1:08 PM PDT on June 4, 2015

Santa Clara County's proposed 20-year sales tax could go toward making dangerous mega-wide roads like the Lawrence Expressway even wider. Photo: Santa Clara County
Traffic congestion has worsened on Lawrence Expressway over the past decade, but has remained steady or lessened along Santa Clara County’s other urban expressways. Photo: Santa Clara County

The Valley Transportation Authority Board of Directors today could enshrine road widenings in its 20-year transportation sales tax, proposed for the ballot in Santa Clara County in November 2016.

The agenda for today's 5:30 p.m. board meeting includes approval of the sales tax measure language, which includes goals [PDF] to "provide congestion relief" and "relieve roadway, highway, and expressway bottle necks and minimize traffic in residential neighborhoods."

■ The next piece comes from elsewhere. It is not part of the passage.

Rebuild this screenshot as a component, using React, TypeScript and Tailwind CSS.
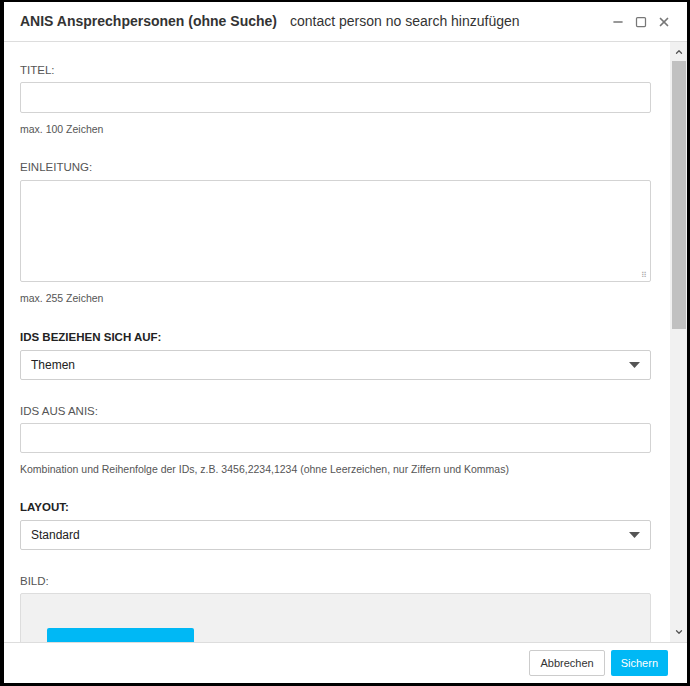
import React from 'react';
import { Minus, Square, X, ChevronUp, ChevronDown } from 'lucide-react';

const Label = ({ children, bold }: { children: React.ReactNode; bold?: boolean }) => (
  <div className={`text-[11.5px] leading-[14px] ${bold ? 'font-bold text-[#222]' : 'text-[#555]'}`}>{children}</div>
);

const Hint = ({ children }: { children: React.ReactNode }) => (
  <div className="text-[10.5px] leading-[13px] text-[#555]">{children}</div>
);

const Select = ({ value }: { value: string }) => (
  <div className="h-[30px] border border-[#cfcfcf] rounded-[2px] flex items-center justify-between px-[10px] text-[12px] text-[#222]">
    <span>{value}</span>
    <svg width="11" height="6" viewBox="0 0 11 6"><path d="M0 0h11L5.5 6z" fill="#555" /></svg>
  </div>
);

export default function App() {
  return (
    <div className="w-[690px] h-[686px] bg-black pl-[4px] pr-[3px] pt-[2px] pb-[3px]" style={{ fontFamily: '"Liberation Sans", Arial, sans-serif' }}>
      <div className="w-full h-full bg-white flex flex-col">
        <div className="h-[40px] flex items-center px-[16px] border-b border-[#ddd] shrink-0">
          <span className="text-[14px] font-bold text-[#333]">ANIS Ansprechpersonen (ohne Suche)</span>
          <span className="text-[14px] text-[#333] ml-[13px]">contact person no search hinzufügen</span>
          <div className="ml-auto flex items-center gap-[10px] text-[#777]">
            <Minus size={14} strokeWidth={2.5} />
            <Square size={12} strokeWidth={2.5} />
            <X size={14} strokeWidth={3} />
          </div>
        </div>
        <div className="flex-1 flex min-h-0">
          <div className="flex-1 overflow-hidden pl-[16px] pr-[19px] pt-[21px]">
            <Label>TITEL:</Label>
            <div className="h-[31px] border border-[#d3d3d3] rounded-[2px] mt-[5px]" />
            <div className="mt-[10px]"><Hint>max. 100 Zeichen</Hint></div>
            <div className="mt-[24px]"><Label>EINLEITUNG:</Label></div>
            <div className="h-[102px] border border-[#d3d3d3] rounded-[2px] mt-[6px] relative">
              <span className="absolute right-[3px] bottom-[1px] text-[8px] leading-none text-[#aaa]">⠿</span>
            </div>
            <div className="mt-[10px]"><Hint>max. 255 Zeichen</Hint></div>
            <div className="mt-[25px] mb-[6px]"><Label bold>IDS BEZIEHEN SICH AUF:</Label></div>
            <Select value="Themen" />
            <div className="mt-[24px] mb-[5px]"><Label>IDS AUS ANIS:</Label></div>
            <div className="h-[30px] border border-[#d3d3d3] rounded-[2px]" />
            <div className="mt-[10px]"><Hint>Kombination und Reihenfolge der IDs, z.B. 3456,2234,1234 (ohne Leerzeichen, nur Ziffern und Kommas)</Hint></div>
            <div className="mt-[24px] mb-[6px]"><Label bold>LAYOUT:</Label></div>
            <Select value="Standard" />
            <div className="mt-[24px] mb-[5px]"><Label>BILD:</Label></div>
            <div className="h-[120px] bg-[#f1f1f1] border border-[#ddd] rounded-[2px] pl-[26px] pt-[34px]">
              <div className="w-[147px] h-[30px] bg-[#00b8f5] rounded-[2px]" />
            </div>
          </div>
          <div className="w-[17px] bg-[#f1f1f1] flex flex-col items-center">
            <ChevronUp size={10} className="text-[#555] mt-[5px]" strokeWidth={3} />
            <div className="w-[14px] h-[268px] bg-[#c1c1c1] mt-[4px]" />
            <div className="flex-1" />
            <ChevronDown size={10} className="text-[#555] mb-[5px]" strokeWidth={3} />
          </div>
        </div>
        <div className="h-[41px] border-t border-[#ddd] flex items-center justify-end gap-[6px] pr-[19px] shrink-0">
          <button className="h-[26px] px-[10px] border border-[#ccc] rounded-[2px] text-[11px] text-[#333] bg-white">Abbrechen</button>
          <button className="h-[26px] px-[10px] rounded-[2px] text-[11px] text-white bg-[#00b8f5]">Sichern</button>
        </div>
      </div>
    </div>
  );
}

"In the past this goal was met with roadway widening," wrote Gladwyn d’Souza, transportation committee chair for the Sierra Club's Loma Prieta chapter, in a letter [PDF] to the VTA board stating the organization's concerns about the language. "Subsequent analysis has shown that the relief is temporary due to induced driving."

The sales tax proposal, called Envision Silicon Valley, would fund at least two decades of transportation infrastructure projects in the South Bay, including the BART extension to San Jose, a network of bus rapid transit lines, a county-wide trail network, and safety improvements for walking and bicycling.

But widening Santa Clara County's already-dangerous expressways to "relieve bottle necks," even as traffic declines, would work against San Jose's goals to reduce driving and end traffic fatalities, as called for in San Jose's Envision 2040 General Plan and Vision Zero plan. Ninety-three percent of traffic fatalities occurred on major city streets and county expressways last year.

"It's a fact that our transportation systems have been designed in the past to move cars efficiently," SJ Transportation Director Hans Larsen told the City Council when it approved the Vision Zero plan on May 12. "This is a change in paradigm to say that safety is the top priority."